Democrats could have prevented 90% of leaks: Report

Democrats could have prevented publishing embarrassing emails during the 2016 election, The Daily Caller’s Luke Rosiak told FOX Business’ “Varney & Co.” on Wednesday.

Hackers released a collection of 20,000 emails stolen from the servers of the Democratic National Committee (DNC),  which included emails from key DNC staff members and also suggested party leadership rigged the election in favor of Hillary Clinton. According to Rosiak, however, 90% of what was leaked could have could have been stopped.

“They could have done what any normal person does when they become the victim of a serious crime and go right to the cops—the FBI wanted help—they would not let the FBI see these servers.
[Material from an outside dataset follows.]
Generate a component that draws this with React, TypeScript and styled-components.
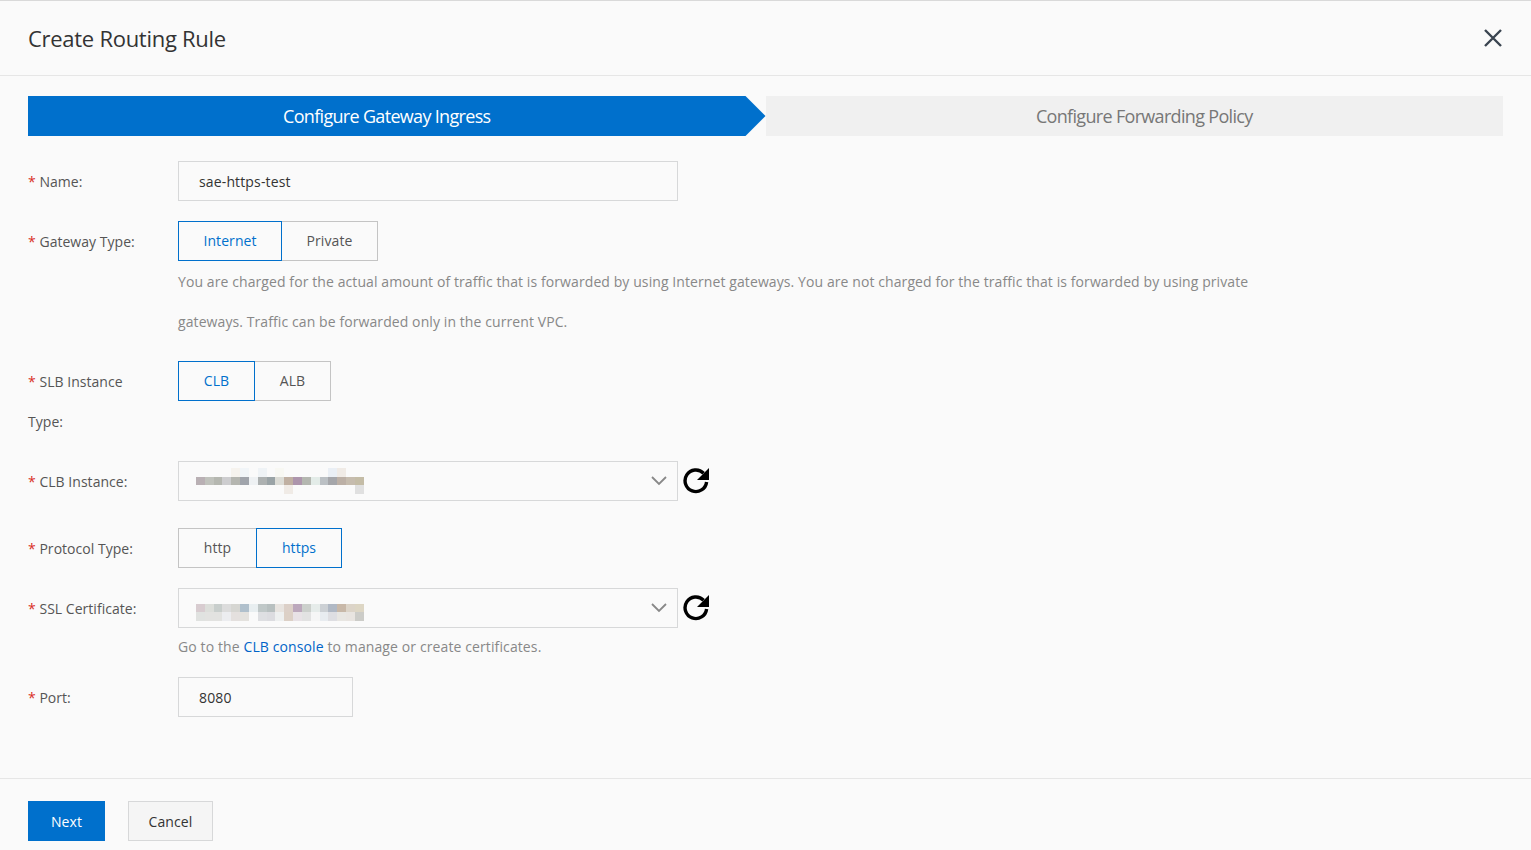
import styled, { createGlobalStyle } from "styled-components";

const GlobalStyle = createGlobalStyle`
  html, body {
    margin: 0;
    padding: 0;
    background: #fafafa;
  }
  * {
    box-sizing: border-box;
  }
`;

const emptyRow = Array(19).fill(null);

const mosaicTop = [
  [null, null, null, null, "#f6f3ee", "#f1f5f8", null, "#eff3f6", null, "#f8f8f3", null, null, null, null, null, "#eaeff5", "#f0ebe6", null, null],
  ["#b9b0b4", "#c0c2bc", "#b5b7b0", "#cdcdcf", "#b5b6b0", "#a0a4ab", "#eef1f3", "#adb1b1", "#9aa3a6", "#dcdcd6", "#c0b0a2", "#ad95ac", "#b4b7b0", "#e3ece8", "#bbc0c4", "#a5a6aa", "#bcb0a6", "#c6bcae", "#c4bca6"],
  [null, null, null, null, null, null, null, null, null, null, "#f0ebe6", null, null, null, null, null, null, null, "#e0e0e0"],
];

const mosaicBottom = [
  emptyRow,
  ["#d8ccd0", "#dcdeda", "#c8cecc", "#dcdcdc", "#d6d6d2", "#b0c0cc", "#e8eef0", "#c0c8c8", "#b8c0c0", "#e8e4e0", "#dcd0c8", "#bca8bc", "#ccd0cc", "#e6ecea", "#ccd0d4", "#b0b8c4", "#c8b8a8", "#dcd4c8", "#ddd6c4"],
  ["#e0e2e0", "#e2e2e0", "#e2e2e0", "#ecedf0", "#e4e0de", "#e4e2de", "#fafafa", "#dedfe2", "#dcdce0", "#eef0f0", "#dcd0c6", "#e8e2e6", "#e2e2e2", "#f6f6f6", "#e8ecf0", "#dedee2", "#e8e6e2", "#e8e4e0", "#ccccc8"],
];

function RefreshIcon() {
  return (
    <RefreshSvg viewBox="0 0 26 27" width="26" height="27">
      <path d="M20.6 6.2A10.8 10.8 0 1 0 23.6 15" fill="none" stroke="#000" strokeWidth="3.4" />
      <path d="M26 1v12H14z" fill="#000" />
    </RefreshSvg>
  );
}

function Chevron() {
  return (
    <ChevronSvg viewBox="0 0 16 10" width="16" height="10">
      <path d="M1 1l7 7 7-7" fill="none" stroke="#888" strokeWidth="1.8" />
    </ChevronSvg>
  );
}

function Blurred({ rows }: { rows: (string | null)[][] }) {
  return (
    <Mosaic>
      {rows.map((row, r) =>
        row.map((c, i) => <MosaicCell key={`${r}-${i}`} style={{ background: c ?? "transparent" }} />)
      )}
    </Mosaic>
  );
}

function Label({ text }: { text: string }) {
  return (
    <FieldLabel>
      <Star>*</Star> {text}
    </FieldLabel>
  );
}

export default function App() {
  return (
    <Page>
      <GlobalStyle />
      <Header>
        <Title>Create Routing Rule</Title>
        <CloseSvg viewBox="0 0 18 18" width="18" height="18">
          <path d="M1 1l16 16M17 1L1 17" fill="none" stroke="#3a4450" strokeWidth="2.4" />
        </CloseSvg>
      </Header>

      <Body>
        <Steps>
          <ActiveStep>Configure Gateway Ingress</ActiveStep>
          <NextStep>Configure Forwarding Policy</NextStep>
        </Steps>

        <Form>
          <Row>
            <Label text="Name:" />
            <TextInput $width={500} defaultValue="sae-https-test" readOnly />
          </Row>

          <Row>
            <Label text="Gateway Type:" />
            <Field>
              <Segments>
                <Segment $active $width={104}>Internet</Segment>
                <Segment $width={97}>Private</Segment>
              </Segments>
              <HelpBlock>
                You are charged for the actual amount of traffic that is forwarded by using Internet gateways. You are not
                charged for the traffic that is forwarded by using private gateways. Traffic can be forwarded only in the
                current VPC.
              </HelpBlock>
            </Field>
          </Row>

          <Row>
            <Label text="SLB Instance Type:" />
            <Segments>
              <Segment $active $width={77}>CLB</Segment>
              <Segment $width={77}>ALB</Segment>
            </Segments>
          </Row>

          <Row $after={7}>
            <Label text="CLB Instance:" />
            <SelectWrap>
              <Select>
                <Blurred rows={mosaicTop} />
                <Chevron />
              </Select>
              <RefreshIcon />
            </SelectWrap>
          </Row>

          <Row>
            <Label text="Protocol Type:" />
            <Segments>
              <Segment $width={79}>http</Segment>
              <Segment $active $width={86}>https</Segment>
            </Segments>
          </Row>

          <Row>
            <Label text="SSL Certificate:" />
            <Field>
              <SelectWrap>
                <Select>
                  <Blurred rows={mosaicBottom} />
                  <Chevron />
                </Select>
                <RefreshIcon />
              </SelectWrap>
              <Note>
                Go to the <NoteLink href="#">CLB console</NoteLink> to manage or create certificates.
              </Note>
            </Field>
          </Row>

          <Row>
            <Label text="Port:" />
            <TextInput $width={175} defaultValue="8080" readOnly />
          </Row>
        </Form>
      </Body>

      <Footer>
        <PrimaryButton>Next</PrimaryButton>
        <SecondaryButton>Cancel</SecondaryButton>
      </Footer>
    </Page>
  );
}

const Page = styled.div`
  width: 1531px;
  height: 850px;
  overflow: hidden;
  display: flex;
  flex-direction: column;
  background: #fafafa;
  border-top: 1px solid #d9d9d9;
  font-family: "Open Sans", "Noto Sans", sans-serif;
  font-size: 14px;
  letter-spacing: 0.08px;
  color: #333;
`;

const Header = styled.header`
  height: 75px;
  flex: none;
  display: flex;
  align-items: center;
  justify-content: space-between;
  padding: 0 29px 0 28px;
  border-bottom: 1px solid #e6e6e6;
`;

const Title = styled.h2`
  margin: 0;
  font-size: 22px;
  font-weight: 400;
  letter-spacing: -0.28px;
  color: #333;
`;

const CloseSvg = styled.svg`
  display: block;
`;

const Body = styled.main`
  flex: 1;
  padding: 20px 28px 0;
`;

const Steps = styled.div`
  display: flex;
  height: 40px;
  font-size: 18px;
  letter-spacing: -0.68px;
`;

const ActiveStep = styled.div`
  flex: 1;
  display: flex;
  align-items: center;
  justify-content: center;
  padding-right: 20px;
  color: #fff;
  background: #0070cc;
  clip-path: polygon(0 0, calc(100% - 20px) 0, 100% 50%, calc(100% - 20px) 100%, 0 100%);
`;

const NextStep = styled.div`
  flex: 1;
  display: flex;
  align-items: center;
  justify-content: center;
  padding-left: 20px;
  color: #777;
  background: #f0f0f0;
`;

const Form = styled.form`
  margin-top: 25px;
  display: flex;
  flex-direction: column;
`;

const Row = styled.div<{ $after?: number }>`
  display: grid;
  grid-template-columns: 150px 1fr;
  margin-bottom: ${(p) => 20 + (p.$after ?? 0)}px;
`;

const FieldLabel = styled.label`
  max-width: 118px;
  padding-top: 1px;
  margin-bottom: -1px;
  line-height: 40px;
  letter-spacing: 0.03px;
  color: #555;
`;

const Star = styled.span`
  color: #d93026;
`;

const Field = styled.div`
  display: flex;
  flex-direction: column;
`;

const TextInput = styled.input<{ $width: number }>`
  width: ${(p) => p.$width}px;
  height: 40px;
  padding: 0 20px;
  border: 1px solid #d7d8d9;
  border-radius: 0;
  outline: none;
  background: transparent;
  font: inherit;
  letter-spacing: 0.14px;
  color: #333;
`;

const Segments = styled.div`
  display: flex;
`;

const Segment = styled.button<{ $active?: boolean; $width: number }>`
  position: relative;
  z-index: ${(p) => (p.$active ? 1 : 0)};
  width: ${(p) => p.$width}px;
  height: 40px;
  padding: 0 0 2px;
  margin-right: -1px;
  border: 1px solid ${(p) => (p.$active ? "#0070cc" : "#c4c4c4")};
  background: transparent;
  font: inherit;
  letter-spacing: inherit;
  color: ${(p) => (p.$active ? "#0070cc" : "#555")};
`;

const HelpBlock = styled.p`
  margin: 0 0 -1px;
  max-width: 1075px;
  line-height: 40px;
  padding-top: 1px;
  letter-spacing: 0.09px;
  color: #888;
`;

const SelectWrap = styled.div`
  display: flex;
  align-items: flex-start;
  gap: 5px;
`;

const Select = styled.div`
  position: relative;
  width: 500px;
  height: 40px;
  display: flex;
  align-items: center;
  justify-content: space-between;
  padding: 0 10px 0 17px;
  border: 1px solid #d7d8d9;
`;

const Mosaic = styled.div`
  display: grid;
  grid-template-columns: repeat(19, 8.84px);
  grid-auto-rows: 8.6px;
`;

const MosaicCell = styled.span`
  display: block;
`;

const ChevronSvg = styled.svg`
  display: block;
`;

const RefreshSvg = styled.svg`
  display: block;
  margin-top: 6px;
`;

const Note = styled.div`
  padding-top: 9px;
  line-height: 20px;
  letter-spacing: 0.11px;
  color: #888;
`;

const NoteLink = styled.a`
  color: #0064c8;
  text-decoration: none;
`;

const Footer = styled.footer`
  flex: none;
  height: 72px;
  padding-top: 22px;
  display: flex;
  gap: 23px;
  border-top: 1px solid #e6e6e6;
`;

const PrimaryButton = styled.button`
  width: 77px;
  height: 40px;
  margin-left: 28px;
  border: none;
  background: #0070cc;
  color: #fff;
  font: inherit;
  letter-spacing: inherit;
`;

const SecondaryButton = styled.button`
  width: 85px;
  height: 40px;
  border: 1px solid #d7d8d9;
  background: #f5f5f5;
  color: #333;
  font: inherit;
  letter-spacing: inherit;
`;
Most of the emails were written after the DNC already realized that they had been hacked,” Rosiak told Stuart Varney.

Instead, private cyber investigators were hired to examine what Democrats pegged to be an “assault” on democracy, Rosiak said.

“If this is so serious then why was your reaction at the time when Donna Brazile called so casual – ‘we just don’t know.’ But they were just casual about the whole thing, this is revisionist history after the fact to say this is such a big deal and they responded like their hair was on fire — when it happened they didn’t care,” he said.

Though it’s unclear whether the DNC was trying to cover up other emails, Rosiak suspects gross negligence or “there’s something whole different going on here that they are not telling us about.”

“This notion that Russia, it’s serious, they’ve been responding swiftly – Debbie Wasserman Schultz was told by the Capitol police after the DNC leak that her congressional IT guy was a suspect in the hacking and she didn’t fire him,” he said and added “none of it makes any sense.”

Wasserman Schultz resigned from her DNC post after leaked emails showed bias against Hillary Clinton’s presidential contender Bernie Sanders.

In an interview with the FOX Business Network’s Maria Bartiromo on Wednesday, current DNC Chairman Tom Perez pushed back on claims that he hired a private company over the FBI in order to hide files.